Pranayama exercises are special breathing techniques from the yogic tradition. Rather than just observe the breath, you actually modulate your breathing to follow a specific pattern. This helps create tranquility and stability in the nervous system—and you will definitely need these two conditions in order to power through the storm!

There are nine traditional pranayama exercises, and many more if you count the variations and modern additions. For the purpose of this article, I’ll just suggest one simple exercise, which I like to call “Square Breathing”.

  • Breathe in counting four seconds
  • Hold your breath for four seconds
  • Breathe out for four seconds
  • Hold empty for four seconds

That makes it one cycle. Do 12 cycles like this, and your mind will be in a different state. It takes less than four minutes.

General guidelines: When breathing in, take in as much air as possible. This will help you take in plenty of oxygen. When breathing out, expel all the air from your lungs, so you can detox your body. Breathing in and out should be done through the nose, and as deep, even and silently as possible. If four seconds is too hard, you can do three seconds. If it’s too easy, you can increase the count.

You can do this exercise before your meditation sessions or after an emotionally challenging session. You can also practice it whenever intense emotions surface, whether in meditation or in your daily life.

Witnessing

The second practice is that of witnessing, which is an essential attitude/power that most meditation practices attempt to develop. It is the ability to just observe whatever comes, without being too affected. This involves accepting with equanimity the thought or emotion that arose, and allowing it to go.

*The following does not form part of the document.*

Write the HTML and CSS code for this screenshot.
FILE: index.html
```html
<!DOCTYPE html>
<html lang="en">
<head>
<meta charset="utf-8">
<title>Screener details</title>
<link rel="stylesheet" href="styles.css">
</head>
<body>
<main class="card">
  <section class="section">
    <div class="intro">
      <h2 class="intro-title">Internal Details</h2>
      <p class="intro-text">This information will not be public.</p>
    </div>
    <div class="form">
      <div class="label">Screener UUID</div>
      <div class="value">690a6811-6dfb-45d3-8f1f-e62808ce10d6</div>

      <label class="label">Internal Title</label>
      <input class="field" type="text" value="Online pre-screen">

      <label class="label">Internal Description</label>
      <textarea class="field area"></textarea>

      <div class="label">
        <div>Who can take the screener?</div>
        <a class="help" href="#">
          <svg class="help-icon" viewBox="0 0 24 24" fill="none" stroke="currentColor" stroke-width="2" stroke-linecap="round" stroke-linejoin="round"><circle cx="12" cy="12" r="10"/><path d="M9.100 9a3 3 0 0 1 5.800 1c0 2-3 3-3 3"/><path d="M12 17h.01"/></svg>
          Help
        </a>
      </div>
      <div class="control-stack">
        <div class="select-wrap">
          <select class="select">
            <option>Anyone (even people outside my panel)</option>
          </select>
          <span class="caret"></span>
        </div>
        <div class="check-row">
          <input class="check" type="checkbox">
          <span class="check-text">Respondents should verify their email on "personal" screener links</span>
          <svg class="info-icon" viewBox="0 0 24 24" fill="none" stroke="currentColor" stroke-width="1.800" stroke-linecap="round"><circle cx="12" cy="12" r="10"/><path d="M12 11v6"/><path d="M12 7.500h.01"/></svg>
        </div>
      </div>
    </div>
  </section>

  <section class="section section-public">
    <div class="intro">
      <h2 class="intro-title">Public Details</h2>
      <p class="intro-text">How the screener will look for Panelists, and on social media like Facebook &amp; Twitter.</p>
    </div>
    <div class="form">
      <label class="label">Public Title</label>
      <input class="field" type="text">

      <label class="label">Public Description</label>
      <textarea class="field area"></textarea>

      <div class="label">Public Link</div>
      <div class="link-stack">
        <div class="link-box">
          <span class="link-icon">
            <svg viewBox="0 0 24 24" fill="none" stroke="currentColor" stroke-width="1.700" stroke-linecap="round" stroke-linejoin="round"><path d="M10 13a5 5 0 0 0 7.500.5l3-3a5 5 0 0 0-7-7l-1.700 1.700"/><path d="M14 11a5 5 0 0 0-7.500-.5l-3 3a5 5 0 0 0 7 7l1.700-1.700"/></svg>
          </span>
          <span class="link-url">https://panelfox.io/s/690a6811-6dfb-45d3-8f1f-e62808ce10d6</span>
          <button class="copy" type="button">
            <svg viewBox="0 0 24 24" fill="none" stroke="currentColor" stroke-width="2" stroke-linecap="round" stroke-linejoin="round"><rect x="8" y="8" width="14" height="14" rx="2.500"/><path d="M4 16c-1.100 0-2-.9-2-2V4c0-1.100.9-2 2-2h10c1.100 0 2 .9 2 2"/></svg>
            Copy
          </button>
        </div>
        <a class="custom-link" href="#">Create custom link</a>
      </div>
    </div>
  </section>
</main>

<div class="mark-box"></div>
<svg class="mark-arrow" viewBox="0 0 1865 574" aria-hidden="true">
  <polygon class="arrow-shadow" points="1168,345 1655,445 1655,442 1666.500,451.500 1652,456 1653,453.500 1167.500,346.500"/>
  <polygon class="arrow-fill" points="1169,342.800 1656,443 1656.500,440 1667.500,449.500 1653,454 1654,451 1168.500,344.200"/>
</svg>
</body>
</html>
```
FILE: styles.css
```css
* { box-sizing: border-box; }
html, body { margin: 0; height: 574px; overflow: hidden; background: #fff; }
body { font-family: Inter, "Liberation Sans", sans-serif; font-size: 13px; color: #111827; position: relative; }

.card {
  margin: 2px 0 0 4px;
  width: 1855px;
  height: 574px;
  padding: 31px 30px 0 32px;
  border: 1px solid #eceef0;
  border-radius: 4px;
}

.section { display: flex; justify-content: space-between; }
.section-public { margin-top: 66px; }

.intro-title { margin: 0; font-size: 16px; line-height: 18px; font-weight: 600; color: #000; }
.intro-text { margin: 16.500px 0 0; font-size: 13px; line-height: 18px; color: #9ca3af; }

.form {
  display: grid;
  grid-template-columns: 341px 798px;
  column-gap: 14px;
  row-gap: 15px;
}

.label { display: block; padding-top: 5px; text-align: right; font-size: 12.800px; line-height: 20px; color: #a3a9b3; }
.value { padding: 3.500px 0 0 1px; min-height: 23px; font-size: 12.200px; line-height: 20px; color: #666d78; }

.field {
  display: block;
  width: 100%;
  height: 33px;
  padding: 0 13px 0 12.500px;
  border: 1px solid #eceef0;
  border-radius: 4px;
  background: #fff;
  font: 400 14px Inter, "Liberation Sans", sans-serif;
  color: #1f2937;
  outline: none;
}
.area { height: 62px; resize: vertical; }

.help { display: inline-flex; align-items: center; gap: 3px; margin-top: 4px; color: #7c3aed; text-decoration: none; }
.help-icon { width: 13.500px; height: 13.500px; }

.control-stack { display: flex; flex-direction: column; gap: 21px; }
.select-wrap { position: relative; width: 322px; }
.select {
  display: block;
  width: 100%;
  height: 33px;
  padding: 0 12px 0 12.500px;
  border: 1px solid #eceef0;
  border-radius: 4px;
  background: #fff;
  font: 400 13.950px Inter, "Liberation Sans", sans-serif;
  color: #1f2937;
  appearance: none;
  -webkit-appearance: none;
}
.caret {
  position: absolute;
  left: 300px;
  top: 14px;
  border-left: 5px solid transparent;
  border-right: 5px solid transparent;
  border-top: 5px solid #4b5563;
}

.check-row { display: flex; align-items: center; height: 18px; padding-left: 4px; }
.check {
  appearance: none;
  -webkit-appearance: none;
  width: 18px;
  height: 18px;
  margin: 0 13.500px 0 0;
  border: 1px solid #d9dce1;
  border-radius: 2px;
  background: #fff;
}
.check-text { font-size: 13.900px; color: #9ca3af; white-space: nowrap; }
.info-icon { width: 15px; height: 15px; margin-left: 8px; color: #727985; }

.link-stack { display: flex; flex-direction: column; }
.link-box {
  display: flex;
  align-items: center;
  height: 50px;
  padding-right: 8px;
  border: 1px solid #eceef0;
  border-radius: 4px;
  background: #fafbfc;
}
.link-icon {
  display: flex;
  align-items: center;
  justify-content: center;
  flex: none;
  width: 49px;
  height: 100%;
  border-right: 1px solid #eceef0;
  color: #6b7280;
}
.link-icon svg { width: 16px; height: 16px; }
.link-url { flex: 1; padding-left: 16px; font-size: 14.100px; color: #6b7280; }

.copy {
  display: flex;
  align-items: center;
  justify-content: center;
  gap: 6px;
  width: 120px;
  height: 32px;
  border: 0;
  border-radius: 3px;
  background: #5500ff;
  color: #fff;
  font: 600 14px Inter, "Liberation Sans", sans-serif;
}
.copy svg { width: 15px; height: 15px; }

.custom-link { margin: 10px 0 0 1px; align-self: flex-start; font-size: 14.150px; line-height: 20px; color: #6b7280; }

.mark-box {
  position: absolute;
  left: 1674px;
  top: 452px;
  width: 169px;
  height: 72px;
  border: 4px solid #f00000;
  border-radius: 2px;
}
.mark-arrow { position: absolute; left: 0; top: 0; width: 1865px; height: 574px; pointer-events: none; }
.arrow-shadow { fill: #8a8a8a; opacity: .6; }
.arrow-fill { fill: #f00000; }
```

Accepting with equanimity means to look at things as they are. It means you see the thought or emotion for what it is—beautiful or ugly, heavy or light, positive or negative. Don’t create stories about it. Don’t interpret. Don’t cling. Don’t suppress. And, above all, don’t react.

Simply watch. Be the detached witness. It’s as if you were watching a movie on the screen of your mind, or hearing about someone else’s life story.

In Buddhist and Hindu philosophy there is the idea that the unconscious is the storehouse of innumerable “impressions” (called samskaras, vasanas, karmas), both good and bad. In meditation one allows all these impressions to surface, and watches them dispassionately, as a witness. It’s the Eastern version of doing one’s laundry.

When these thoughts/emotions/impressions arise in you, if you react, suppress, or create a story around them, then they are reinforced. But the more you watch without reacting, the more those mental patterns will lose power. This is how, slowly but surely, meditation allows you to purify your subconscious, and free yourself from limiting conditionings.

Parting Thoughts

Going deep into meditation can evoke challenging experiences or repressed emotional material and negative thought patterns, which constitute your shadow self. Traditionally, this is seen as a normal step in the process of meditation, and the practitioner is advised to push through, gently but surely. It is only by allowing the subconscious material to come up to surface

The idea is that it is only by allowing the subconscious material to come up to surface that we can shed some light on it. Only then can it leave our system.

However, as meditation becomes more widespread, and is now practiced for all sort of reasons, this approach is not always the best.

In this post you have learned about why these repressed emotions come up in practice, and what to do about them, depending on your goals with meditation. If you find yourself going through one of these crossroads in your journey, hopefully this piece has shed some light on what is going on, and will help you to continue to make the most out of your practice.